After the suspicions of Shelter personnel were raised, an arrangement was made with the Jefferson County Police Department to mark dogs which appeared to be the type which would interest petitioner. If these animals were purchased by petitioner, the undercover officers would then attempt to repurchase the dogs from him. Three marked dogs were resold to undercover officers in this manner, each being sold by petitioner as a registered animal, and each being accompanied by illicit AKC registration papers. As a result of these sales, petitioner was indicted and ultimately convicted of three counts of the offense of theft by deception, K.R.S. 514.040.
K.R.S. 514.040 provides, in relevant part, as follows:
(1) A person is guilty of theft by deception when he obtains property of another by deception with intent to deprive him thereof. A person deceives when he intentionally:
*575 (a) Creates or reinforces a false impression, including false impressions as to law, value, intention or other state of mind;
Petitioner argues that his convictions for violation of this statute were obtained without the constitutionally required “proof beyond a reasonable doubt of every fact necessary to constitute the crime.” In Re Winship, 897 U.S. 358, 364, 90 S.Ct. 1068, 1073, 25 L.Ed.2d 368 (1970). He argues that the element of deception was not proven, since the undercover officers who purchased the animals had no “false impression ... as to law, value, intention or other state of mind.” Indeed, the testimony of the undercover officers was to the effect that they purchased the dogs solely because they recognized the previously placed markings on the dogs as identifying those animals as having come from the Shelter, thus not capable of being registered.
We believe petitioner’s argument to be well-taken. It is ordinarily not the province of the United States District Court to interpret criminal statutes; however, when a statute is clear on its face, interpretation by the highest court .of the state is unnecessary. Such a situation was presented in Thompson v. Louisville, 362 U.S. 199, 80 S.Ct. 624, 4 L.Ed.2d 654 (1960), which involved an ordinance clearly setting out three elements constituting the offense of loitering. Finding that the prosecution had failed to present evidence as to all three elements, the Court overturned the conviction as failing to comport with due process of law.
Similarly, in Garner v. Louisiana, 368 U.S. 157, 82 S.Ct. 248, 7 L.Ed.2d 207 (1961), the Court dealt with convictions under a Louisiana statute prohibiting disturbing the peace. While the Court believed that it understood correctly the interpretation of the statute which had previously been given by the highest court of the state, because the case came from a state court and necessitated “a delicate involvement in federal-state relations,” the Court also considered the broadest possible construction which was consistent with the plain language of the statute. Finding a lack of evidence as to each element, even under the broad interpretation, the Court overturned the convictions as being in violation of constitutional guarantees of due process of law.

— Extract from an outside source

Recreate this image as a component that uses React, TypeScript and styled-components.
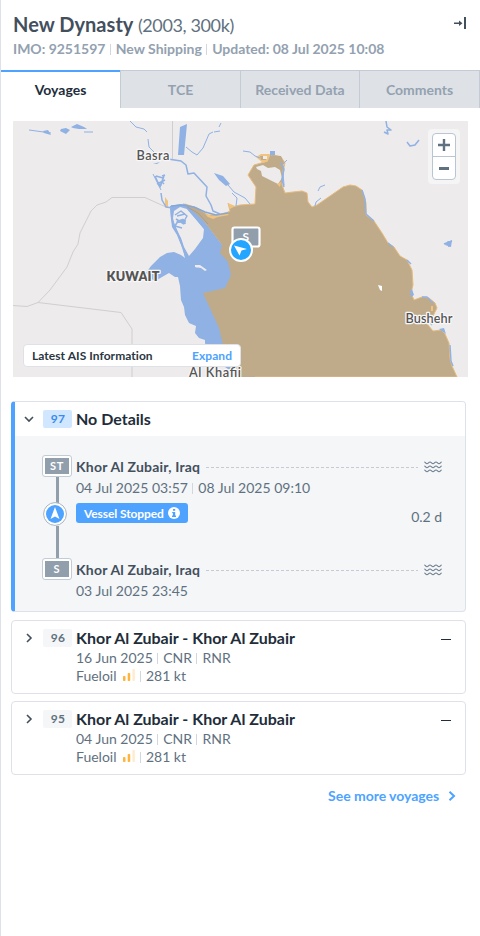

The due process considerations implicated by the present petition serve not only to insure that citizens have fair warning of the specific behavior which will subject them to criminal penalties, Lanzetta v. New Jersey, 306 U.S. 451, 59 S.Ct. 618, 83 L.Ed. 888 (1939), but also to insure that the accused has a fair opportunity to know the charge and defend against it, In Re Oliver, 333 U.S. 257, 68 S.Ct. 499, 92 L.Ed. 682 (1948), and to avoid the taint of arbitrary action by the criminal justice system. Cole v. Arkansas, 333 U.S. 196, 68 S.Ct. 514, 92 L.Ed. 644 (1948). Respondent argues that police and prosecution practices such as those which led to this conviction are the only methods by which K.R.S. 514.040 can be enforced against schemes such as petitioner is alleged to have devised. It is clear, however, that there is no authority for the proposition that difficulty of enforcement releases the state from the constraints of the due process clause.
There is, perhaps, some basic sociological sense of accountability which chafes at the notion of vacating a conviction in the face of evidence which seems to indicate that petitioner had guilty intent and took every step necessary for completion of the crime. Nonetheless, in the comparable situation in which a victim lives despite the assailant’s best efforts and ample murderous intent, it is clear that due process would not countenance a conviction under a murder statute which included homicide as an element. This contrasts with the situation in a case such as Knutson v. Brewer, 619 F.2d 747 (8th Cir. 1980), in which the Court observed:
When a person does an act that he well knows to be a violation of some law, and when a statute is later interpreted to cover his conduct in a way that does not do violence to the ordinary understanding*576 of the English language, the Fourteenth Amendment is not offended.
Knutson, supra, at p. 750 (Emphasis added).
It is irrelevant to our inquiry here whether petitioner might have been properly convicted of violation of K.R.S. 506.010, which criminalizes conduct which would have been a crime if the attendant circumstances were as the actor believed them to be. See, e.g., Cole v. Arkansas, supra; Garner v. Louisiana, supra. It is sufficient to justify the issuance of the writ that the statute under which petitioner was indicted includes as a specific element “deception,” which is defined in the statute, and that no evidence of deception was introduced at petitioner’s trial.
Petitioner was also convicted of two counts of bribery of a public servant, K.R.S. 521.020. In connection with these convictions, petitioner contends that he was improperly denied an instruction regarding the defense of entrapment. The defense of entrapment is not of constitutional dimensions. United States v. Russell, 411 U.S. 423, 93 S.Ct. 1637, 36 L.Ed.2d 366 (1973). States have wide discretion to fashion their own rules of criminal procedure, Spencer v. Texas, 385 U.S. 554, 87 S.Ct. 648, 17 L.Ed.2d 606 (1967), and it is beyond our authority to examine whether those rules have been correctly applied. On the facts of this case, this contention does not raise any issue of violation of federally protected rights, and the writ will be denied as to these convictions.
A judgment in conformity herewith has this day been issued.